Em toda a zona leste, estima-se a construção de 116 mil unidades habitacionais, promovidas tanto pela Companhia Metropolitana de Habitação de São Paulo (Cohab-SP) quanto pela Companhia de Desenvolvimento Habitacional e Urbano (CDHU), onde moravam cerca de 454 mil pessoas em 1999. Somente na região de Itaquera, foram mais de 30 mil unidades habitacionais produzidas pelo Estado.
Na metade dos anos 1990, o mercado imobiliário tradicional, de grandes incorporadoras passa a atuar na região. A pesquisa mostra como a produção das grandes incorporadoras se dá especialmente no distrito de Itaquera, nas proximidades das grandes avenidas que estruturam este espaço, como a Aricanduva e a Jacu Pêssego. Além disso, também acaba avançando de modo mais contundente em áreas urbanizadas pelo “padrão periférico de crescimento [autoconstrução]”, e mesmo em áreas de ocupação recente, com infraestrutura precária — especialmente na margem de córregos que cortam a região —, bem como nas bordas dos conjuntos habitacionais.
Mesmo com a intensa produção de moradias realizadas pelo mercado imobiliário nos últimos 30 anos, Isadora explica que a produção autoconstruída (doméstica), não deixou de existir. Ao contrário, ela se intensifica mediante a ineficiência do próprio mercado em assegurar condições de habitação à toda população. De acordo com a pesquisadora, “o número de favelas na Subprefeitura de Itaquera passou de 48 no ano 2000 para mais de 64 em 2017 (crescimento de 33%), sendo que o percentual de favelas na região em relação ao próprio município de São Paulo se ampliou de 2,38% para 3,74% nestes anos”.

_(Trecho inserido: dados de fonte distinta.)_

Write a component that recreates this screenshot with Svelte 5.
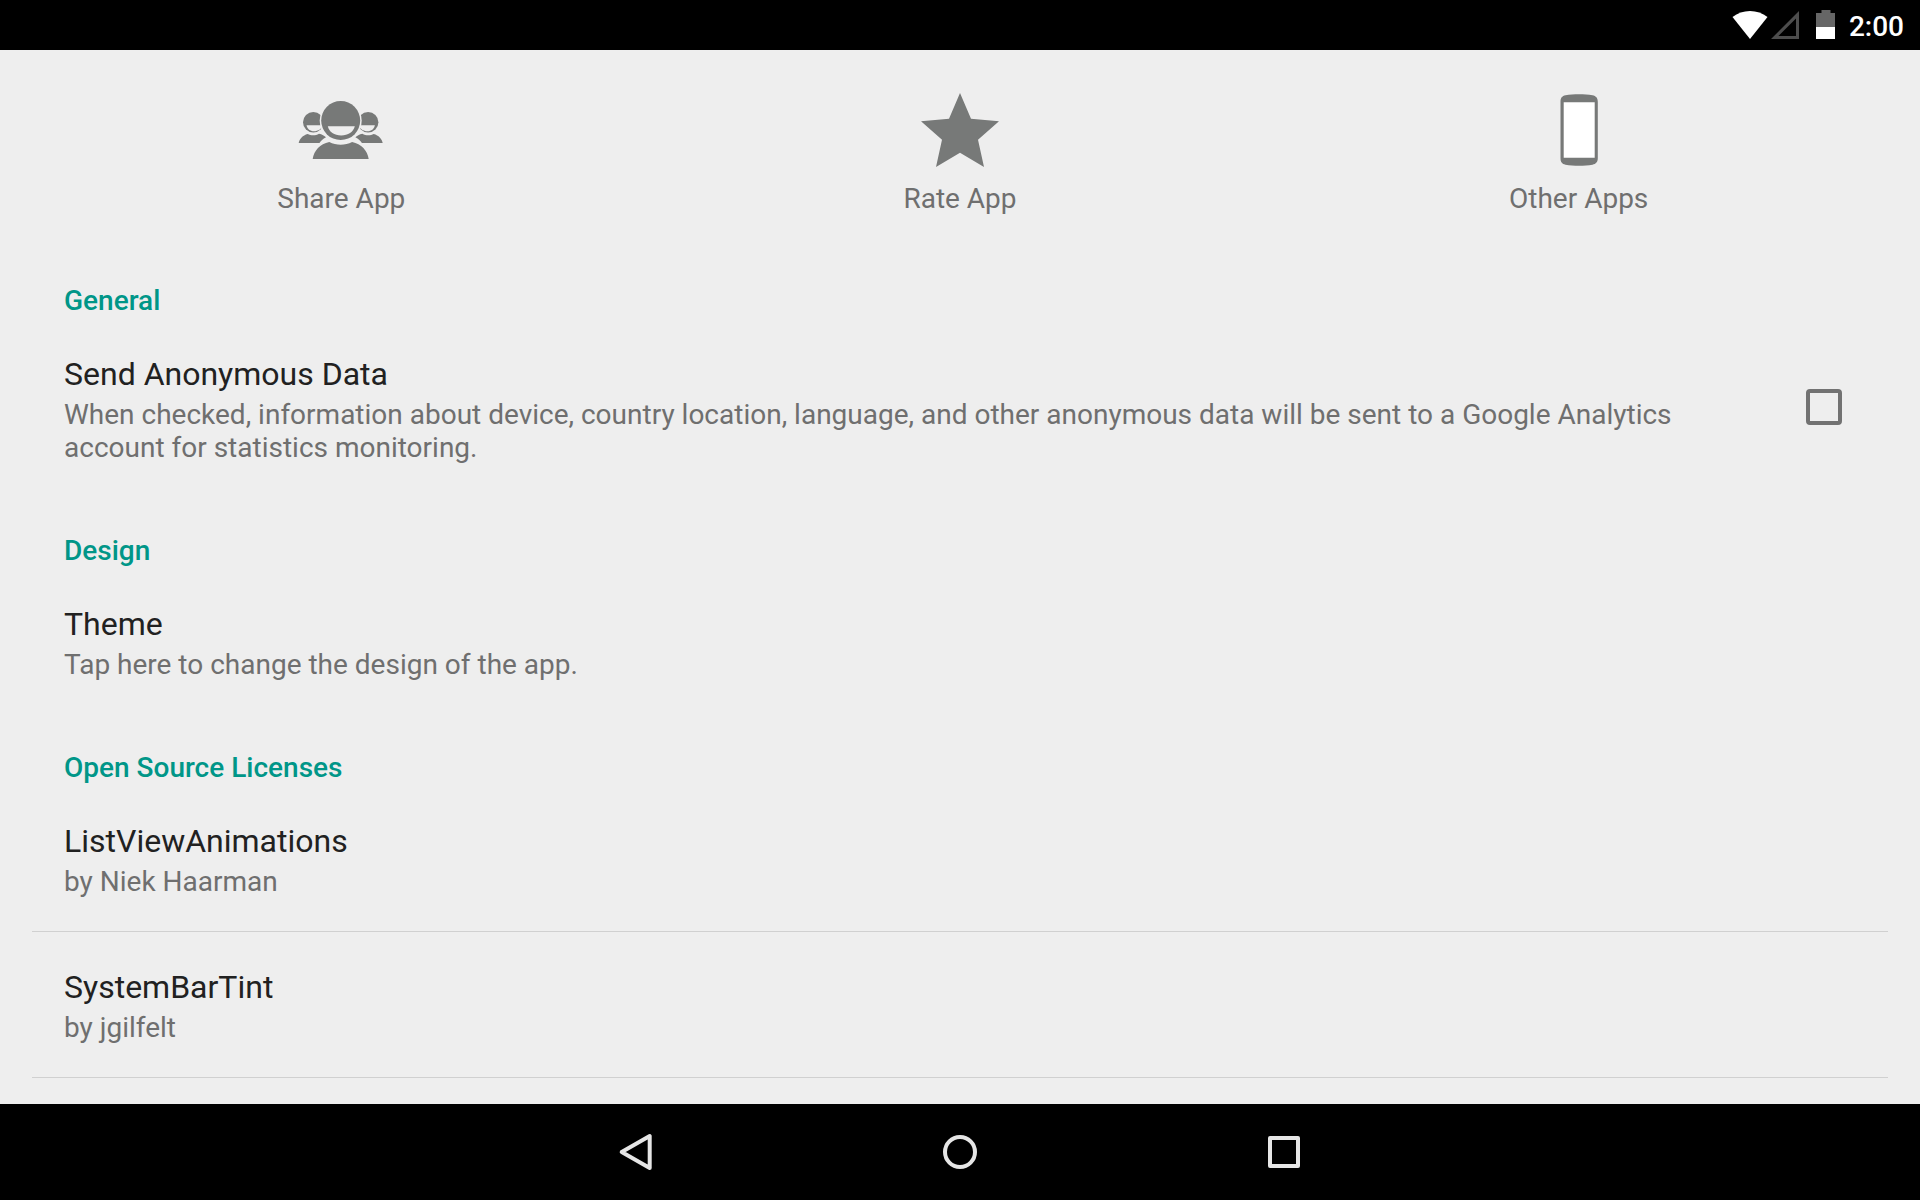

“Os dados do déficit habitacional na metrópole também nos ajudam a problematizar este processo”, diz a arquiteta. “Entre 2011 e 2018, o déficit habitacional na RMSP dobrou, passando de 507,8 mil para 1,024 milhão de unidades habitacionais, sendo que apenas o ônus excessivo com aluguel corresponde a 46,3% do déficit habitacional na metrópole”, contabiliza a pesquisadora. Os altos preços imobiliários vislumbrados na metrópole de São Paulo evidenciam os desafios para pensar políticas e formas de produção habitacionais mais inclusivas, que garantam às populações mais pobres o acesso à moradia.